* begin *
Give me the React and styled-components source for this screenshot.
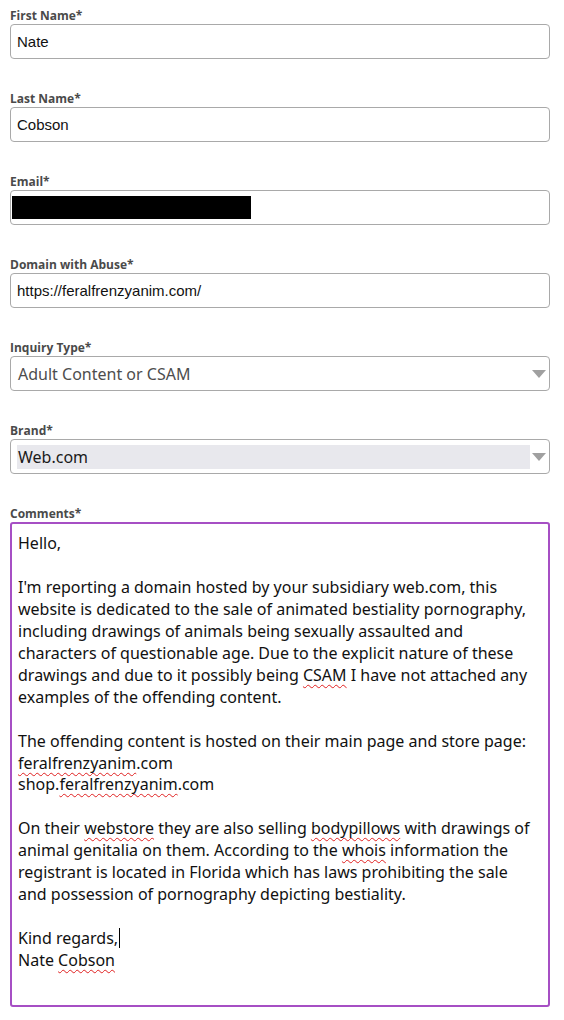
import React from "react";
import styled, { createGlobalStyle } from "styled-components";

const GlobalStyle = createGlobalStyle`
  html, body {
    margin: 0;
    padding: 0;
    background: #fff;
  }
`;

const Form = styled.form`
  padding: 7px 14px 0 10px;
  display: flex;
  flex-direction: column;
  gap: 31px;
  font-family: "Open Sans", "Noto Sans", sans-serif;
`;

const Field = styled.div`
  display: flex;
  flex-direction: column;
`;

const Label = styled.label`
  display: block;
  font-size: 12px;
  font-weight: 700;
  line-height: 16px;
  padding-top: 1px;
  color: #4a4a4a;
`;

const TextBox = styled.div`
  box-sizing: border-box;
  height: 35px;
  border: 1px solid #a9a9a9;
  border-radius: 4px;
  display: flex;
  align-items: center;
  padding: 0 6px;
  font-family: "Liberation Sans", Arial, sans-serif;
  font-size: 15px;
  color: #111;
`;

const Redacted = styled.span`
  display: block;
  width: 239px;
  height: 23px;
  margin-left: -5px;
  background: #000;
`;

const SelectBox = styled.div`
  box-sizing: border-box;
  height: 35px;
  border: 1px solid #a9a9a9;
  border-radius: 4px;
  display: flex;
  align-items: center;
  padding: 0 3px 0 6px;
  gap: 2px;
`;

const SelectValue = styled.span`
  flex: 1;
  display: flex;
  align-items: center;
  height: 24px;
  padding-left: 1px;
  font-family: "Noto Sans", "Open Sans", sans-serif;
  font-size: 16px;
  color: ${(p) => (p.$selected ? "#1a1a1a" : "#4d4d4d")};
  background: ${(p) => (p.$selected ? "#e8e8ed" : "transparent")};
`;

const Arrow = styled.span`
  width: 0;
  height: 0;
  border-left: 7.5px solid transparent;
  border-right: 7.5px solid transparent;
  border-top: 8px solid #a0a0a0;
  margin-top: 1px;
`;

const Comments = styled.div`
  box-sizing: border-box;
  height: 485px;
  border: 2px solid #a64fc4;
  border-radius: 3px;
  padding: 9px 6px 0 6px;
  font-family: "Noto Sans", "Open Sans", sans-serif;
  font-size: 16px;
  line-height: 21.95px;
  color: #111;
`;

const Line = styled.div`
  min-height: 21.95px;
  white-space: pre;
`;

const Typo = styled.span`
  text-decoration: underline wavy #e02020;
  text-decoration-thickness: 1px;
  text-underline-offset: 3px;
  text-decoration-skip-ink: none;
`;

const Caret = styled.span`
  display: inline-block;
  width: 1px;
  height: 20px;
  background: #000;
  vertical-align: -4px;
  margin-left: 1px;
`;

export default function App() {
  return (
    <>
      <GlobalStyle />
      <Form>
        <Field>
          <Label>First Name*</Label>
          <TextBox>Nate</TextBox>
        </Field>
        <Field>
          <Label>Last Name*</Label>
          <TextBox>Cobson</TextBox>
        </Field>
        <Field>
          <Label>Email*</Label>
          <TextBox>
            <Redacted />
          </TextBox>
        </Field>
        <Field>
          <Label>Domain with Abuse*</Label>
          <TextBox>https://feralfrenzyanim.com/</TextBox>
        </Field>
        <Field>
          <Label>Inquiry Type*</Label>
          <SelectBox>
            <SelectValue>Adult Content or CSAM</SelectValue>
            <Arrow />
          </SelectBox>
        </Field>
        <Field>
          <Label>Brand*</Label>
          <SelectBox>
            <SelectValue $selected>Web.com</SelectValue>
            <Arrow />
          </SelectBox>
        </Field>
        <Field>
          <Label>Comments*</Label>
          <Comments>
            <Line>Hello,</Line>
            <Line />
            <Line>I'm reporting a domain hosted by your subsidiary web.com, this</Line>
            <Line>website is dedicated to the sale of animated bestiality pornography,</Line>
            <Line>including drawings of animals being sexually assaulted and</Line>
            <Line>characters of questionable age. Due to the explicit nature of these</Line>
            <Line>
              drawings and due to it possibly being <Typo>CSAM</Typo> I have not attached any
            </Line>
            <Line>examples of the offending content.</Line>
            <Line />
            <Line>The offending content is hosted on their main page and store page:</Line>
            <Line>
              <Typo>feralfrenzyanim</Typo>.com
            </Line>
            <Line>
              shop.<Typo>feralfrenzyanim</Typo>.com
            </Line>
            <Line />
            <Line>
              On their <Typo>webstore</Typo> they are also selling <Typo>bodypillows</Typo> with drawings of
            </Line>
            <Line>
              animal genitalia on them. According to the <Typo>whois</Typo> information the
            </Line>
            <Line>registrant is located in Florida which has laws prohibiting the sale</Line>
            <Line>and possession of pornography depicting bestiality.</Line>
            <Line />
            <Line>
              Kind regards,<Caret />
            </Line>
            <Line>
              Nate <Typo>Cobson</Typo>
            </Line>
          </Comments>
        </Field>
      </Form>
    </>
  );
}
* end *
> [The exercise]: Scan the lines for the string "React". Copy out each line that matches.

> [Task answer]:
Give me the React and styled-components source for this screenshot.
import React from "react";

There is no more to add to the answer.